If money is no object, the best adjustable with at least 32X on the top. Burris, Leupold and Nightforce are the best in the world for variables. But we're talking $500 and up! Why a variable? At some shoots, when the mirage is real bad, you might need to turn down the power a bit and these scopes are the only ones that won't shift "point of impact" more than a "minute of egg" when you change power. If you are on a budget, and simply don't want to spend a ton of mulah, the Tasco or BSA FIXED power 24X target series scopes are excellent. By being fixed power scopes, they don't have any problems with the variable parts being cheaply made and causing issues. Stay away from the 36X version. 24X seems to be the most power you can get in a cheap scope without the image looking like you are seeing it through the bottom of a Vaseline jar!
The best all around scope for the money, period, is the Weaver T-36. Fixed power, 36X, excellent target turrets with 1/8" clicks. all for under $400. It can be had with fine cross hairs or an 1/8 minute target dot. Winning Egg Shooters are using both reticles.
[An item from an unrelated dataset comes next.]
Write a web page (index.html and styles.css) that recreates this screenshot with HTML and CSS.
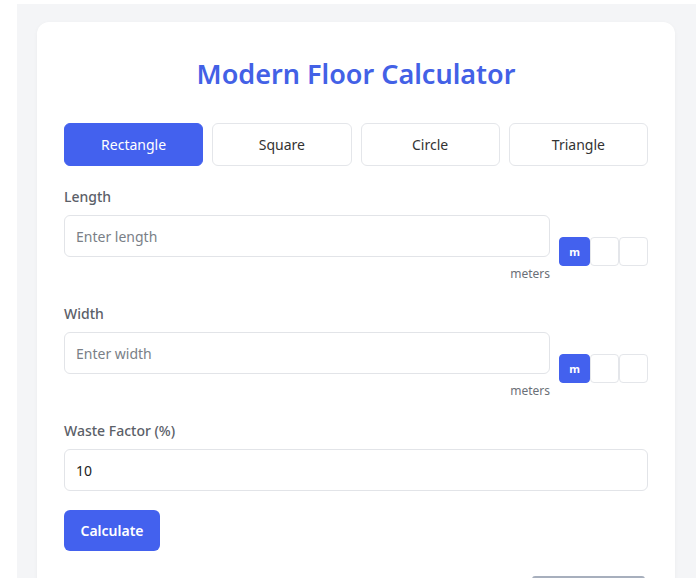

Let's talk about "clicks" for a minute. A scope with REPEATABLE 1/8" clicks is the way to go. But bad 1/8" clicks are no better than a good scope with 1/4" clicks. That said, be sure that your clicks are accurate. I have a closet full of scopes that the turrets just are not accurate enough for egg shooting. Think about it. If you have a scope that is supposed to click a 1/4" over at 100 yards, but it is really moving a 1/2", out at 200 yards that will be 1". You will be just missing a Grade A Large chicken egg! What do good Egg Shooters do. They "Hold Over"! Unless your reticle is WAY off the target during sighting shots, don't touch the turrets. Learn to hold over where the gun is shooting. This is where a good cross hair is an advantage over a target dot. Sometimes my gun will be putting all its shots at 2 o'clock, just outside the cross hairs. I don't adjust for this, I simply hold at that point and fire my string. Works for me! You might want to try it.

Well, that's it for now.........Get them factory rifles out of the closet, get down to the range and practice............See you at the Egg Shoot!